• [Data provided]:
────

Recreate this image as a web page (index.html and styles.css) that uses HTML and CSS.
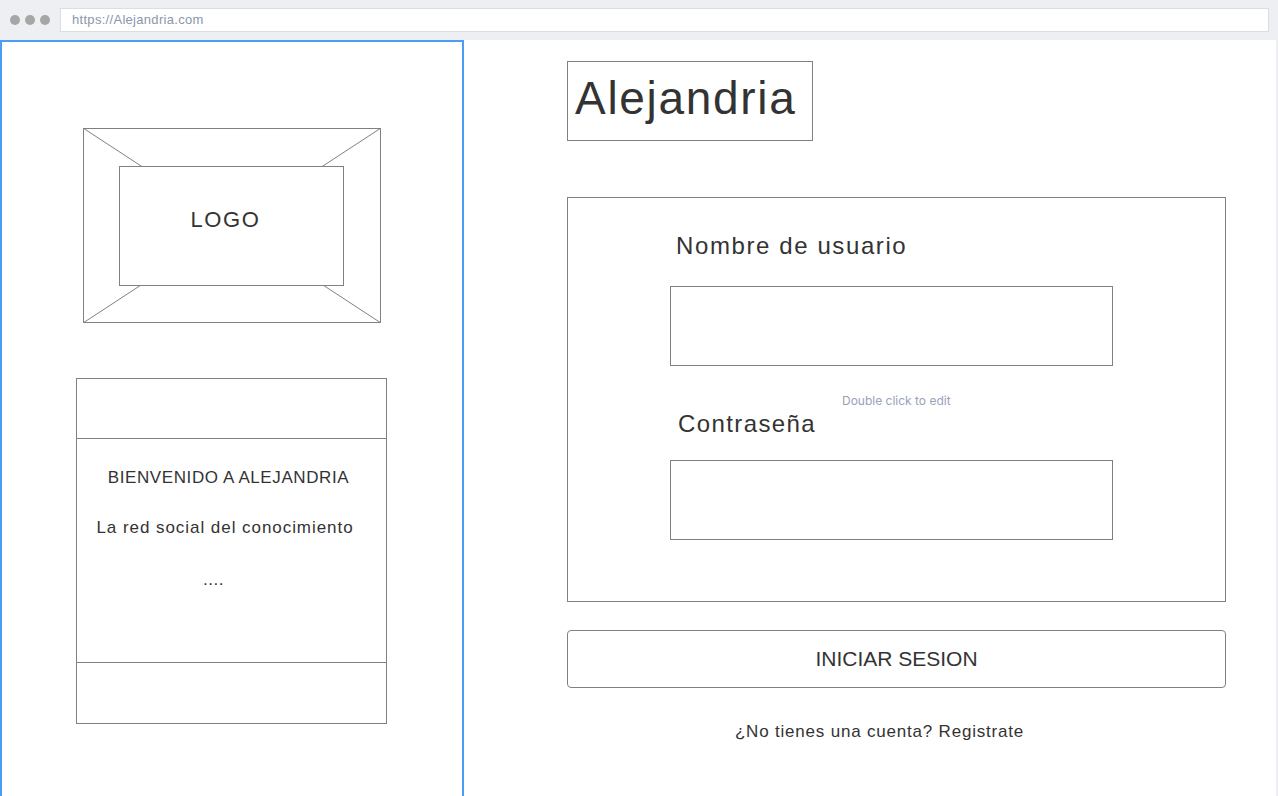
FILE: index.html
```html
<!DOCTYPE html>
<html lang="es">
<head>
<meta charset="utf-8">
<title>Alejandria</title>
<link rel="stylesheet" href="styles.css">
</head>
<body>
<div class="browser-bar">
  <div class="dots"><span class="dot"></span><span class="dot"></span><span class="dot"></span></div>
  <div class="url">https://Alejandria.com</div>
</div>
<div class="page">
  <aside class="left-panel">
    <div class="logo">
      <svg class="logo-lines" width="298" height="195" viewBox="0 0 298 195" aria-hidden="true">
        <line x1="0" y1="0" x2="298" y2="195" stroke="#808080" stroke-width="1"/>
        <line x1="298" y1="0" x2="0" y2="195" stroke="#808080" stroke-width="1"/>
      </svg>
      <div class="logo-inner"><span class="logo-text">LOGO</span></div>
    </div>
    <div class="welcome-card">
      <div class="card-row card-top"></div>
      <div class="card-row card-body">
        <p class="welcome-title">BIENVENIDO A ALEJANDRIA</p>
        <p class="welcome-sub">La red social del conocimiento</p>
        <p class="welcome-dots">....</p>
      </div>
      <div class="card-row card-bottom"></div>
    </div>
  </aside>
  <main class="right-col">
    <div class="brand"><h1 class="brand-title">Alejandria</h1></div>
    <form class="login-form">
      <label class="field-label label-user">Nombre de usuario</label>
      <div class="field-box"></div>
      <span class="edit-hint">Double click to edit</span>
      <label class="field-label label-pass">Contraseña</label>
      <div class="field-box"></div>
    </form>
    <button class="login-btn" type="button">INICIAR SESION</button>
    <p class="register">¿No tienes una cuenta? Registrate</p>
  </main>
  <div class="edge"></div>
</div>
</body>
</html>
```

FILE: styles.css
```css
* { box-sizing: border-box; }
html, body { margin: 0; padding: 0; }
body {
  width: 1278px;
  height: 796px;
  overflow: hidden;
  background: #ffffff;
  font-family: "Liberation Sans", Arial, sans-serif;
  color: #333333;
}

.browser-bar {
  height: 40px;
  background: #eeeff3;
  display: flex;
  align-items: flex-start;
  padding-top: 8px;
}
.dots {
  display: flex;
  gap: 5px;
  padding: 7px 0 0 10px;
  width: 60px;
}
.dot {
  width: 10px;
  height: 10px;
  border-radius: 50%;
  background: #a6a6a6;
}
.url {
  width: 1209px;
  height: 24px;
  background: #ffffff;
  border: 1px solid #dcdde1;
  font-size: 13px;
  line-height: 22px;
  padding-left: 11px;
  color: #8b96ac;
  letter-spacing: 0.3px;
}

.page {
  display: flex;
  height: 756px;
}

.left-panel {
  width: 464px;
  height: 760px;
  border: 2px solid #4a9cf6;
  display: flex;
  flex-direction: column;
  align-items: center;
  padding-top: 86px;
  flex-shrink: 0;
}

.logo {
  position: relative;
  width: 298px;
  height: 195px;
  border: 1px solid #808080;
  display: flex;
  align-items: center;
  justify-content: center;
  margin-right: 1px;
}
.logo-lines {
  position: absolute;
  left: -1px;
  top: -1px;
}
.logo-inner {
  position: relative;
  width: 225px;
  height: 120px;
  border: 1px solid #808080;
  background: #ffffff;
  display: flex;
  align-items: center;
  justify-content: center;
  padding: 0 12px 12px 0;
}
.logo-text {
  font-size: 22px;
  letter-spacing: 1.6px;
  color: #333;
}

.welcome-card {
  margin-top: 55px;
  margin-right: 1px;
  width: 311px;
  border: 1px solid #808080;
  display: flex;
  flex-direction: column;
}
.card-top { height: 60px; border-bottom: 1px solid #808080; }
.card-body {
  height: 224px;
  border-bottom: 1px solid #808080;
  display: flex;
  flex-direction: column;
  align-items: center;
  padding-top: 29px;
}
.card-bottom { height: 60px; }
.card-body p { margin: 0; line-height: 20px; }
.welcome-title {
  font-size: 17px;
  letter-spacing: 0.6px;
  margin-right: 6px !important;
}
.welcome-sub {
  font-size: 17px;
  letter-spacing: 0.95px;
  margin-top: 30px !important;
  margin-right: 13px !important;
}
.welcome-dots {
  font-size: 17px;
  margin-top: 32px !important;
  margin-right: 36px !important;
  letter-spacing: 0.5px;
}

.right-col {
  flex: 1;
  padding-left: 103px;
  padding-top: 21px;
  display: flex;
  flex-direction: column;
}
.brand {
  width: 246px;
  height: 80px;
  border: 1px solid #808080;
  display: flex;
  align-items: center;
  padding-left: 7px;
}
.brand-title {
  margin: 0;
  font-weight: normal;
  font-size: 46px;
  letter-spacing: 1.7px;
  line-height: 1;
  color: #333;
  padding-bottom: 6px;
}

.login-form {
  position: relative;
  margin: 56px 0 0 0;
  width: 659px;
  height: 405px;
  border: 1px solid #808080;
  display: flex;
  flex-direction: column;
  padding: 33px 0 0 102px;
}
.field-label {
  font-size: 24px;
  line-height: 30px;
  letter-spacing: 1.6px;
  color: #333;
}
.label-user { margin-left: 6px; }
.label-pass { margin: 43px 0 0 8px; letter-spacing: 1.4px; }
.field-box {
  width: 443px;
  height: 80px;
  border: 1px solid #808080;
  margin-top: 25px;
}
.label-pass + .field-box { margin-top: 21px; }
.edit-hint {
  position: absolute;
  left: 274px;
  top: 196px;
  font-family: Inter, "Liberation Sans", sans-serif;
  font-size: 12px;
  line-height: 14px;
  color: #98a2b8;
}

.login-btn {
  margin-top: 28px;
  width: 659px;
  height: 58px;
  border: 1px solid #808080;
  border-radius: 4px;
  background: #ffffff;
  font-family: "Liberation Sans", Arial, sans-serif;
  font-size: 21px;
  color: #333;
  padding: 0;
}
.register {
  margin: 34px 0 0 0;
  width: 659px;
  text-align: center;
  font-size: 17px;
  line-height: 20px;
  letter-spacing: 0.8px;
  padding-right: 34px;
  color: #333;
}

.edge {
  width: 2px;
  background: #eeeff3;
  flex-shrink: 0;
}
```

────

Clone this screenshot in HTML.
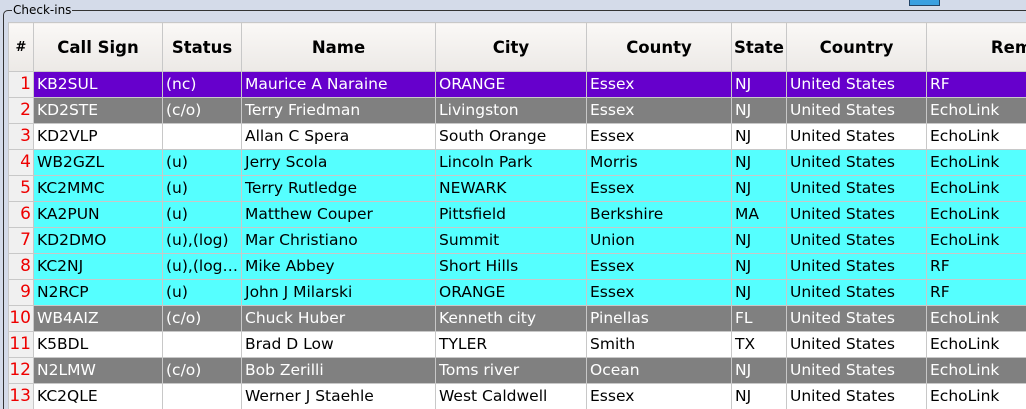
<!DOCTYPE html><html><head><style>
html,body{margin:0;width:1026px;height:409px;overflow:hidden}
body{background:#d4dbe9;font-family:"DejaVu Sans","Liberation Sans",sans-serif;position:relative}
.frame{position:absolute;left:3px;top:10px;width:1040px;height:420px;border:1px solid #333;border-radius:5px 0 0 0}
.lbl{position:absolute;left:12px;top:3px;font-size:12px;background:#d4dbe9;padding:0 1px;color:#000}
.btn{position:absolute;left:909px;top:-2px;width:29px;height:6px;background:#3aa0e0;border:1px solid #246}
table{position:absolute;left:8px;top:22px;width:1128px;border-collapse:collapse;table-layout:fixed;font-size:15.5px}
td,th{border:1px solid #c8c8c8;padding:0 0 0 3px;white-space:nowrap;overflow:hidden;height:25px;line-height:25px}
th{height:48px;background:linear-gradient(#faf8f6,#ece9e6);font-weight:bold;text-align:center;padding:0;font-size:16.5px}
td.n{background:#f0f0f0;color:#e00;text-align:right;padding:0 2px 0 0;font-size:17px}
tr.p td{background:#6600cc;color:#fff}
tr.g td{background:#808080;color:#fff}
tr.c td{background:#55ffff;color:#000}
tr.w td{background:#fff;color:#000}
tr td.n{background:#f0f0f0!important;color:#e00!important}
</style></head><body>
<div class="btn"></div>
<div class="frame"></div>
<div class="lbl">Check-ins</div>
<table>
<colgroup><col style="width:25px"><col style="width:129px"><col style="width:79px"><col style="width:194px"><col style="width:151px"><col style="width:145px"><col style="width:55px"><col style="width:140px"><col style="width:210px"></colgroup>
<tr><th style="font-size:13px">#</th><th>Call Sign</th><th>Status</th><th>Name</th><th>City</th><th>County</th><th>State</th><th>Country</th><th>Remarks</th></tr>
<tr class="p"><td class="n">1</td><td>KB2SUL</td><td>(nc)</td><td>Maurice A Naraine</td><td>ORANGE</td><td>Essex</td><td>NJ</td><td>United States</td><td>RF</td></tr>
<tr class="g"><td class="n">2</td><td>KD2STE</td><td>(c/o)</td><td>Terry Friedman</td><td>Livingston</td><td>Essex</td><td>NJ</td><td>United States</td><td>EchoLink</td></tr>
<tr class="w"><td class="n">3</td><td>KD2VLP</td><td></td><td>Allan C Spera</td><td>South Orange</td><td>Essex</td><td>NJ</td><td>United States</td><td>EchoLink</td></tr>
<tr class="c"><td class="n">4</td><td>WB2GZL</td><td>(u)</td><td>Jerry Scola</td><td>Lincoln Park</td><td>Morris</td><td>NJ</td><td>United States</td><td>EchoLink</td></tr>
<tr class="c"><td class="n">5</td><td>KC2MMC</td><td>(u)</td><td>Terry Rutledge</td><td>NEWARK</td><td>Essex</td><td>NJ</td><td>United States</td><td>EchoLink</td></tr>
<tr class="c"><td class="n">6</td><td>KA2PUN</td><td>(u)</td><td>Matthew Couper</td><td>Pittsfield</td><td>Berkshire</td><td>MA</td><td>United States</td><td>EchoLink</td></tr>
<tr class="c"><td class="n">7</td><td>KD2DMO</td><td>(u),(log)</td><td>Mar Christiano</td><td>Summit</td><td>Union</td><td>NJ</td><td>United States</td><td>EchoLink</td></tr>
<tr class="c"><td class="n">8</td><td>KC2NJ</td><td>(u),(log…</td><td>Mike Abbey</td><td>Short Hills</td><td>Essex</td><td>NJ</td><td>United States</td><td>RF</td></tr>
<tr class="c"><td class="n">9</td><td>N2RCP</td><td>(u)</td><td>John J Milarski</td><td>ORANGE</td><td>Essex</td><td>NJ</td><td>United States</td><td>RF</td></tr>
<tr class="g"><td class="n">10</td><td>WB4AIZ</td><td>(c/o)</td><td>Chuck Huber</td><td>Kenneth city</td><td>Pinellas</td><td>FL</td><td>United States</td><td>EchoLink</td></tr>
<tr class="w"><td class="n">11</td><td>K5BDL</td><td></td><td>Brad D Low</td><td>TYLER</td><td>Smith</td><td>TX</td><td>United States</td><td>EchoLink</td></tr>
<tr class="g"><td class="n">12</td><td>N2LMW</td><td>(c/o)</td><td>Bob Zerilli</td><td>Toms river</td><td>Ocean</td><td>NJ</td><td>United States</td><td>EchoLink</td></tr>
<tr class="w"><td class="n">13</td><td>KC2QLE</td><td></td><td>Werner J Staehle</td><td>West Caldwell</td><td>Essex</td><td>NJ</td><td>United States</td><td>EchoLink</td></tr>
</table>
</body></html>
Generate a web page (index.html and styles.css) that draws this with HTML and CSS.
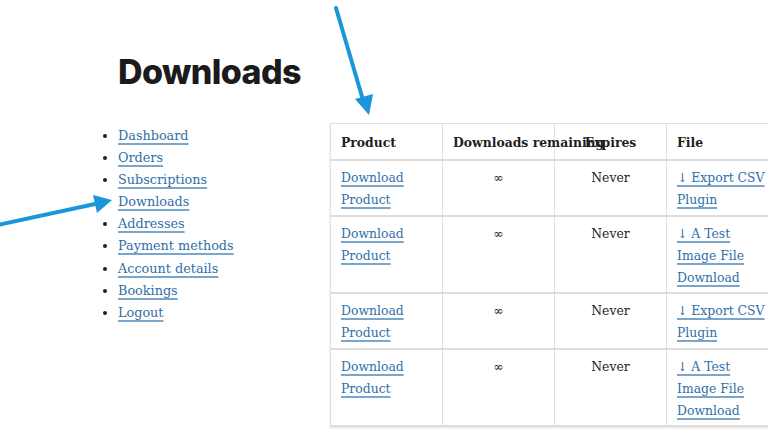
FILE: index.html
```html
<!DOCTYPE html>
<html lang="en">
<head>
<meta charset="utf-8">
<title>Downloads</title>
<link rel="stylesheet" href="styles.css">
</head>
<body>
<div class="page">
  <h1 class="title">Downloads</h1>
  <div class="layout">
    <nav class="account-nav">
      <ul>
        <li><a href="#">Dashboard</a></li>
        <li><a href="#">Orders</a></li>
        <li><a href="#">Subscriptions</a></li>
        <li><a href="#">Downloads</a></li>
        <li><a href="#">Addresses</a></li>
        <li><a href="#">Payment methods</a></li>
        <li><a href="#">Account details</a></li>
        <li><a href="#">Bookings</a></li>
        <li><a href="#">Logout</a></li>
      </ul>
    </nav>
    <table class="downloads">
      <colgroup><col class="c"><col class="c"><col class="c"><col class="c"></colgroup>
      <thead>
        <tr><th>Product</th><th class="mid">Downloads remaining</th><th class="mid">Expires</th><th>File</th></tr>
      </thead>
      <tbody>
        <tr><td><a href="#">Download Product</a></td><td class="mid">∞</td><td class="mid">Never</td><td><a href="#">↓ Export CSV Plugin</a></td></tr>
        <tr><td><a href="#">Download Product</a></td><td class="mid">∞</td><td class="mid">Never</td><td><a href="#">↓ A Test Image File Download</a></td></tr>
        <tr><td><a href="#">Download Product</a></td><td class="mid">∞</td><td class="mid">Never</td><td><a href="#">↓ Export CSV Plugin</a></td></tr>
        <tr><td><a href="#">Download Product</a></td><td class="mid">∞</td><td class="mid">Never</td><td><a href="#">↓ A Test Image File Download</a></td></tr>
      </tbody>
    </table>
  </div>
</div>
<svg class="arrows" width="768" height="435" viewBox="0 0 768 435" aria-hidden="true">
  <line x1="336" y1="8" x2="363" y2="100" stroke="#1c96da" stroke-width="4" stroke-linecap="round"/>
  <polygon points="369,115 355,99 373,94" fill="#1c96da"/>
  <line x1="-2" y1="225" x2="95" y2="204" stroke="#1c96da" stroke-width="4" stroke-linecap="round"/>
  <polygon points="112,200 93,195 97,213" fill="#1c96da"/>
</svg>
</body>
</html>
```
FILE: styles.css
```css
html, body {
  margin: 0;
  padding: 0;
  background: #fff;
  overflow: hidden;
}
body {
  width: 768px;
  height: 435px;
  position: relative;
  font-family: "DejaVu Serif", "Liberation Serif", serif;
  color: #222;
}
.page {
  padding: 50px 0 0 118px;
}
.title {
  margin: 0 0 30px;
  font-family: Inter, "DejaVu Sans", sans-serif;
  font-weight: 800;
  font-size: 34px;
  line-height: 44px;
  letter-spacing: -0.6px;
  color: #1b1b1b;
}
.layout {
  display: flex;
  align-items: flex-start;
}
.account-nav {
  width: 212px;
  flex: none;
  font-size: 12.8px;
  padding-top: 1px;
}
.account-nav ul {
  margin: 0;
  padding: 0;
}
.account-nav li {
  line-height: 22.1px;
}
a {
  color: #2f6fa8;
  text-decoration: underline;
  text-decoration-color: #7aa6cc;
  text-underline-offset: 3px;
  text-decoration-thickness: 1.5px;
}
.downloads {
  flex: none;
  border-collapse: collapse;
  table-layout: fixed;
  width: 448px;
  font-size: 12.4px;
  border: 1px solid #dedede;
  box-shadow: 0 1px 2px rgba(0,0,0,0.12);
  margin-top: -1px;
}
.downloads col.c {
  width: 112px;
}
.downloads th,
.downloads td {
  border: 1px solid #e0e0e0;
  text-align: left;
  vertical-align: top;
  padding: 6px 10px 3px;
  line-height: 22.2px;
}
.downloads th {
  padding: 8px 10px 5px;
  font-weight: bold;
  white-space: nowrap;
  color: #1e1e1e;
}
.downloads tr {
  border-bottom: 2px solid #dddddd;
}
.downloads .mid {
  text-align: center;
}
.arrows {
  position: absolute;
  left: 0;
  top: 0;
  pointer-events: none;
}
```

────

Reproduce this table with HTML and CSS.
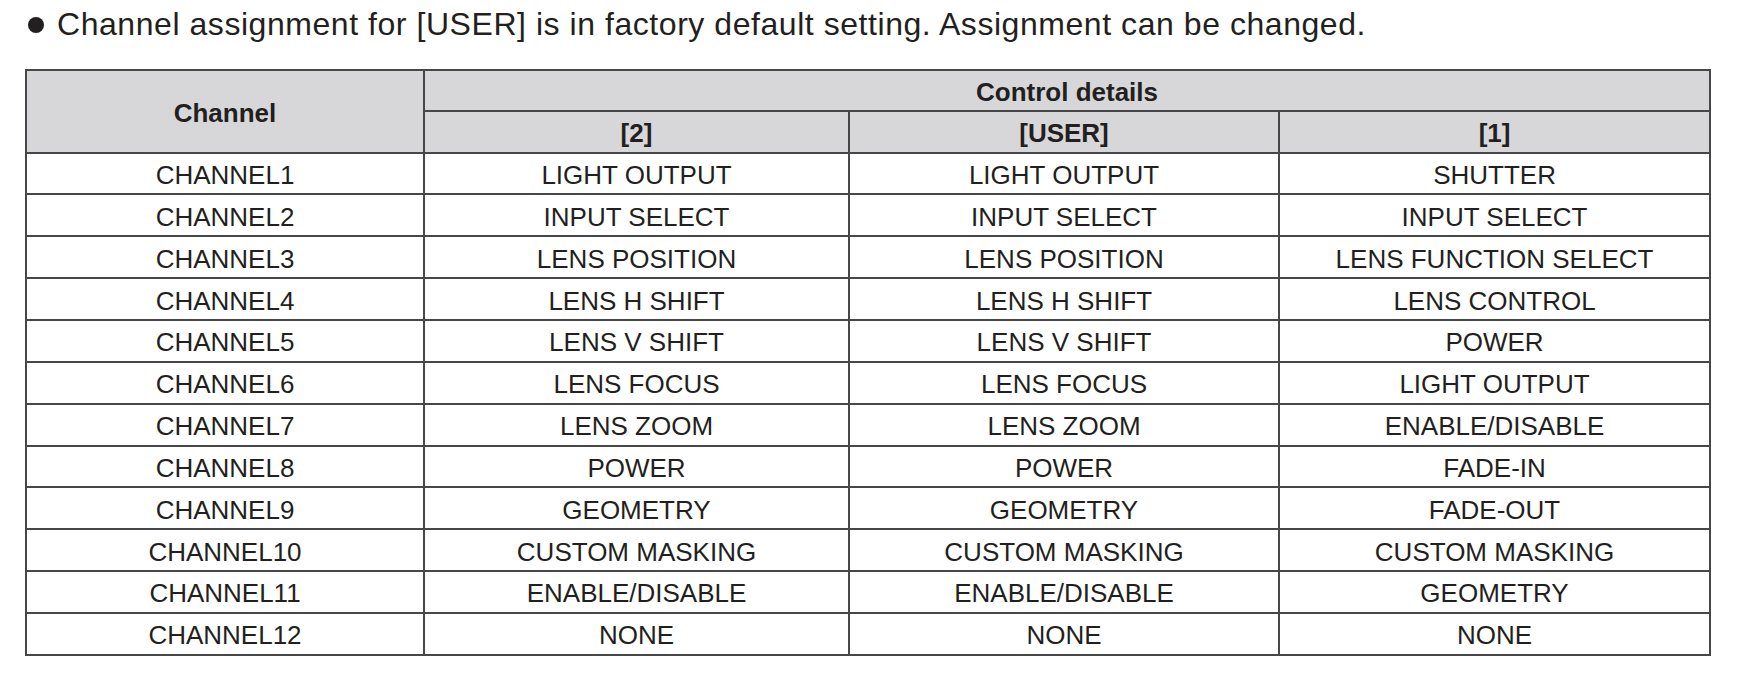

────

• [Work instructions]:
Look for lines containing the string "table" and copy them all.

• [Correct result]:
table{position:absolute;left:8px;top:22px;width:1128px;border-collapse:collapse;table-layout:fixed;font-size:15.5px}
<table>
</table>
    <table class="downloads">
    </table>
  table-layout: fixed;
Reproduce this table with HTML and CSS.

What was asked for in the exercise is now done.